TASK TO COMPLETE.
Select and copy out every line in the records containing "this".

--- DATA PROVIDED ---

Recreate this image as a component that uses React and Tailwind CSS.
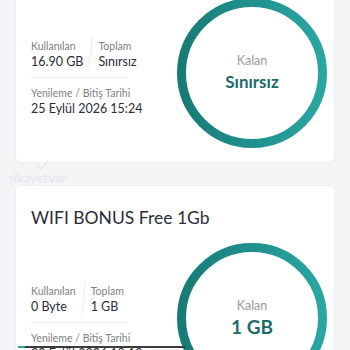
import React from "react";

const packages = [
	{
		title: "Sınırsız Paket",
		used: "16.90 GB",
		total: "Sınırsız",
		date: "25 Eylül 2026 15:24",
		left: "Sınırsız",
		leftSize: "text-[17px]",
	},
	{
		title: "WIFI BONUS Free 1Gb",
		used: "0 Byte",
		total: "1 GB",
		date: "30 Eylül 2026 18:10",
		left: "1 GB",
		leftSize: "text-[19px]",
	},
];

function Ring({ id, label }) {
	return (
		<div className="relative w-[150px] h-[150px] shrink-0">
			<svg width="150" height="150" viewBox="0 0 150 150" className="absolute inset-0">
				<defs>
					<linearGradient id={id} x1="0" y1="0" x2="1" y2="0">
						<stop offset="0%" stopColor="#177b77" />
						<stop offset="100%" stopColor="#2aa6a2" />
					</linearGradient>
				</defs>
				<circle cx="75" cy="75" r="70.5" fill="none" stroke={`url(#${id})`} strokeWidth="9" />
			</svg>
			<div className="absolute inset-0 flex flex-col items-center justify-center">
				<span className="text-[12.5px] leading-[18px] text-[#9b9b9b]">Kalan</span>
				<span className={`${label.size} leading-[24px] font-bold text-[#1d6c6c]`}>{label.text}</span>
			</div>
		</div>
	);
}

function Card({ pkg, idx }) {
	return (
		<div className="bg-white border border-[#eceef1] rounded-md pl-[15px] pr-[7px] pt-[18px] pb-[16px] h-[223px]">
			<div className="text-[17.5px] leading-[28px] text-[#2b2d38] whitespace-nowrap">{pkg.title}</div>
			<div className="flex justify-between items-start mt-[11px]">
				<div className="pt-[40px]">
					<div className="flex">
						<div>
							<div className="text-[10.5px] leading-[16px] text-[#7d7f86]">Kullanılan</div>
							<div className="text-[12.5px] leading-[16px] text-[#2b2d38]">{pkg.used}</div>
						</div>
						<div className="w-px bg-[#eceef0] mx-[7px] rotate-[6deg] -my-[2px]" />
						<div>
							<div className="text-[10.5px] leading-[16px] text-[#7d7f86]">Toplam</div>
							<div className="text-[12.5px] leading-[16px] text-[#2b2d38]">{pkg.total}</div>
						</div>
					</div>
					<div className="w-[97px] h-px bg-[#eeeff1] mt-[7px]" />
					<div className="mt-[7px] text-[10.5px] leading-[16px] text-[#7d7f86] whitespace-nowrap">
						Yenileme / Bitiş Tarihi
					</div>
					<div className="text-[12.5px] leading-[16px] text-[#2b2d38] whitespace-nowrap">{pkg.date}</div>
				</div>
				<Ring id={`ring${idx}`} label={{ text: pkg.left, size: pkg.leftSize }} />
			</div>
		</div>
	);
}

export default function App() {
	return (
		<div
			className="relative w-[350px] h-[350px] overflow-hidden bg-[#f4f5f7] px-[15px]"
			style={{ fontFamily: "Lato, 'Noto Sans', sans-serif" }}
		>
			<div className="flex flex-col gap-[22px] -mt-[60px]">
				{packages.map((pkg, i) => (
					<Card key={i} pkg={pkg} idx={i} />
				))}
			</div>
			{/* watermark */}
			<div className="absolute left-[8px] top-[160px] flex flex-col items-start">
				<svg width="14" height="10" viewBox="0 0 14 10" className="ml-[28px]">
					<path d="M2 6 L5 9 L12 1" fill="none" stroke="#e6e7ea" strokeWidth="1.5" />
				</svg>
				<span className="text-[13.5px] leading-[16px] font-bold text-[#e8e9ec] tracking-tight">şikayetvar</span>
			</div>
			{/* cut line at bottom */}
			<div className="absolute left-[18px] top-[346px] w-[167px] h-[2px] bg-[#3c3c3c]" />
			<div className="absolute left-[18px] top-[346px] w-[7px] h-[2px] bg-[#2aa6a2]" />
		</div>
	);
}
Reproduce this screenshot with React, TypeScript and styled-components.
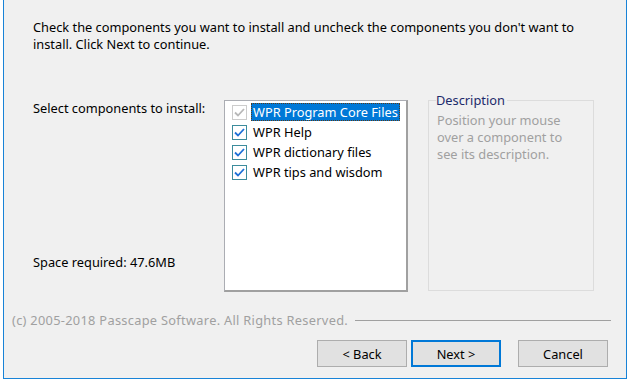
import React from 'react'
import styled, { createGlobalStyle } from 'styled-components'

const Global = createGlobalStyle`
  html, body {
    margin: 0;
    padding: 0;
    background: #ffffff;
  }
  body {
    font-family: "Noto Sans", "DejaVu Sans", sans-serif;
    font-size: 12.8px;
    color: #000000;
  }
`

const components = [
  { name: 'WPR Program Core Files', checked: true, locked: true, selected: true },
  { name: 'WPR Help', checked: true },
  { name: 'WPR dictionary files', checked: true },
  { name: 'WPR tips and wisdom', checked: true }
]

const App = () => {
  return (
    <>
      <Global />
      <Window>
        <Intro>
          Check the components you want to install and uncheck the components you don't want to
          install. Click Next to continue.
        </Intro>
        <Main>
          <Side>
            <span>Select components to install:</span>
            <span>Space required: 47.6MB</span>
          </Side>
          <ListBox>
            {components.map((c) => (
              <Item key={c.name}>
                <Check $locked={!!c.locked}>
                  {c.checked && (
                    <svg width="11" height="9" viewBox="0 0 11 9">
                      <path
                        d="M1 4.5 L4 7.5 L10 1"
                        fill="none"
                        stroke={c.locked ? '#b8b8b8' : '#1e6fd6'}
                        strokeWidth="1.8"
                      />
                    </svg>
                  )}
                </Check>
                <Label $selected={!!c.selected}>{c.name}</Label>
              </Item>
            ))}
          </ListBox>
          <Group>
            <Legend>Description</Legend>
            <Hint>Position your mouse over a component to see its description.</Hint>
          </Group>
        </Main>
        <Brand>
          <span>(c) 2005-2018 Passcape Software. All Rights Reserved.</span>
          <Rule />
        </Brand>
        <Buttons>
          <Button>&lt; Back</Button>
          <Button $primary>Next &gt;</Button>
          <Button $gap>Cancel</Button>
        </Buttons>
      </Window>
    </>
  )
}
export default App

const Window = styled.div`
  box-sizing: border-box;
  margin-left: 3px;
  width: 624px;
  height: 379px;
  background: #f0f0f0;
  border: 1px solid #1883d7;
  border-top: none;
  display: flex;
  flex-direction: column;
`

const Intro = styled.p`
  margin: 19px 0 0 29px;
  width: 560px;
  line-height: 17px;
`

const Main = styled.div`
  display: flex;
  margin: 47px 0 0 29px;
  height: 192px;
`

const Side = styled.div`
  width: 191px;
  display: flex;
  flex-direction: column;
  justify-content: space-between;
  line-height: 17px;
  padding-bottom: 21px;
`

const ListBox = styled.div`
  box-sizing: border-box;
  width: 184px;
  height: 192px;
  background: #ffffff;
  border: 1px solid #abadb3;
  border-right: 2px solid #a0a0a0;
  border-bottom: 2px solid #a0a0a0;
  padding: 2px 0 0 7px;
  display: flex;
  flex-direction: column;
  gap: 2px;
`

const Item = styled.div`
  display: flex;
  align-items: center;
  height: 18px;
`

const Check = styled.span<{ $locked: boolean }>`
  box-sizing: border-box;
  flex: none;
  width: 15px;
  height: 15px;
  border: 1px solid ${(p) => (p.$locked ? '#cccccc' : '#3c8c9c')};
  background: #ffffff;
  display: flex;
  align-items: center;
  justify-content: center;
  margin-right: 4px;
`

const Label = styled.span<{ $selected: boolean }>`
  box-sizing: border-box;
  height: 18px;
  line-height: 16px;
  padding: 0 1px;
  white-space: nowrap;
  color: ${(p) => (p.$selected ? '#ffffff' : '#000000')};
  background: ${(p) => (p.$selected ? '#0078d7' : 'transparent')};
  border: 1px dotted ${(p) => (p.$selected ? '#5a3b1a' : 'transparent')};
`

const Group = styled.fieldset`
  box-sizing: border-box;
  width: 166px;
  height: 199px;
  margin: -8px 0 0 20px;
  padding: 0 8px;
  border: 1px solid #dcdcdc;
  min-width: 0;
`

const Legend = styled.legend`
  padding: 0 2px 0 0;
  margin-left: -1px;
  line-height: 17px;
  color: #1c2a6b;
`

const Hint = styled.div`
  margin-top: 3px;
  line-height: 17px;
  color: #a0a0a0;
`

const Brand = styled.div`
  display: flex;
  align-items: center;
  gap: 7px;
  margin: 19px 15px 0 8px;
  height: 17px;
  color: #a0a0a0;
  letter-spacing: 0.3px;
  white-space: nowrap;
`

const Rule = styled.div`
  flex: 1;
  height: 1px;
  background: #a0a0a0;
  margin-top: 2px;
`

const Buttons = styled.div`
  display: flex;
  justify-content: flex-end;
  gap: 4px;
  margin: 12px 18px 0 0;
`

const Button = styled.button<{ $primary?: boolean; $gap?: boolean }>`
  box-sizing: border-box;
  width: 90px;
  height: 27px;
  margin-left: ${(p) => (p.$gap ? '13px' : '0')};
  background: #e1e1e1;
  border: ${(p) => (p.$primary ? '2px solid #0078d7' : '1px solid #adadad')};
  font-family: inherit;
  font-size: 12.8px;
  color: #000000;
  padding: 0;
`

---

COMPLETED EXERCISE.
Recreate this image as a component that uses React and Tailwind CSS.
Reproduce this screenshot with React, TypeScript and styled-components.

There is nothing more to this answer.